April 01, 2019 09:25
Lyft's strong debut bodes well for the upcoming listings of Uber and other technology firms in the United States. Photo: Reuters

Lyft shares soared as much as 23 percent in their market debut on Friday, signaling strong investor interest in the ride-hailing startup that bodes well for the upcoming listing of larger rival Uber.

The stock opened at US$87.24 but later pared gains to close up 8.7 percent at US$78.29, giving Lyft a market capitalization of around US$22.2 billion, Reuters reports.

On Thursday, Lyft priced 32.5 million shares, slightly more than it was offering originally, at US$72, the top of its already elevated US$70-$72 per share target range, raising US$2.34 billion in its IPO.

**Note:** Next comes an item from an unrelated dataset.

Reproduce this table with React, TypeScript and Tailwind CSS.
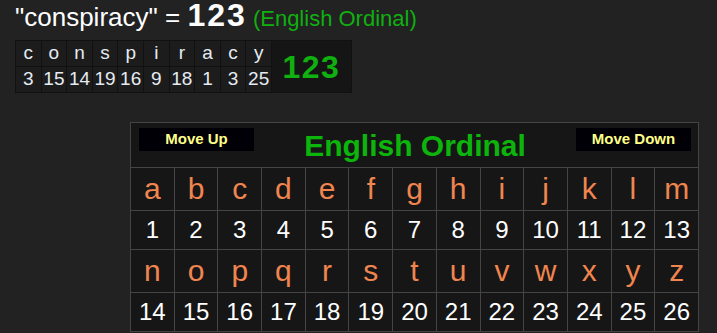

Lyft’s offering ended up 20 times oversubscribed, similar to other high-profile IPOs, with more than 500 orders from institutional investors such as mutual funds, according to Reuters sources.

Public market investors, keen on Lyft’s revenue growth and after enduring a long stretch with few IPOs from highly valued tech companies, piled into the offering.

The IPO success came despite Lyft’s steep loses, criticism of its dual-class share structure, and some concerns over its strategy for autonomous driving and new laws aimed at lifting driver pay.

Lyft, as of December, had 39 percent market share in the US, up from 35 percent early last year.

But the firm's loss widened to US$911 million last year from US$688 million in 2017, even though revenue doubled to US$2.16 billion. The company has not laid out a timeline for when it will turn a profit.

Uber, which is also loss-making, would be valued at about US$128 billion at its IPO if awarded the same multiple as Lyft. Uber is planning to launch its IPO in April, sources told Reuters earlier.

Some of the companies’ losses come from subsidizing rides, a tactic to attract riders with discounts.

Lyft's IPO, which is the year’s biggest thus far, sets the stage for other Silicon Valley unicorns seeking to debut in the stock market this year, including Pinterest, Postmates and Slack.

Lyft Chairman Sean Aggarwal said on Friday that the company will continue to prioritize North American growth over international expansion after completing its IPO.

Uber is in more than 70 countries, although it has consolidated certain overseas markets, while Lyft has stuck to the US and Canada.

“Sticking with that playbook of owning this market (North America) and expanding in this market is how we get to deliver to our public shareholders and the long-term expectations that we set,” Aggarwal said on the sidelines of Lyft’s IPO celebration Friday.

Lyft has explored expanding its service to Australia and Mexico, sources previously told Reuters.

Aggarwal also said the firm's co-founders and top executives worked in recent weeks to make investors comfortable with Lyft’s dual-class share structure, which has faced criticism from some investors and corporate governance advocates.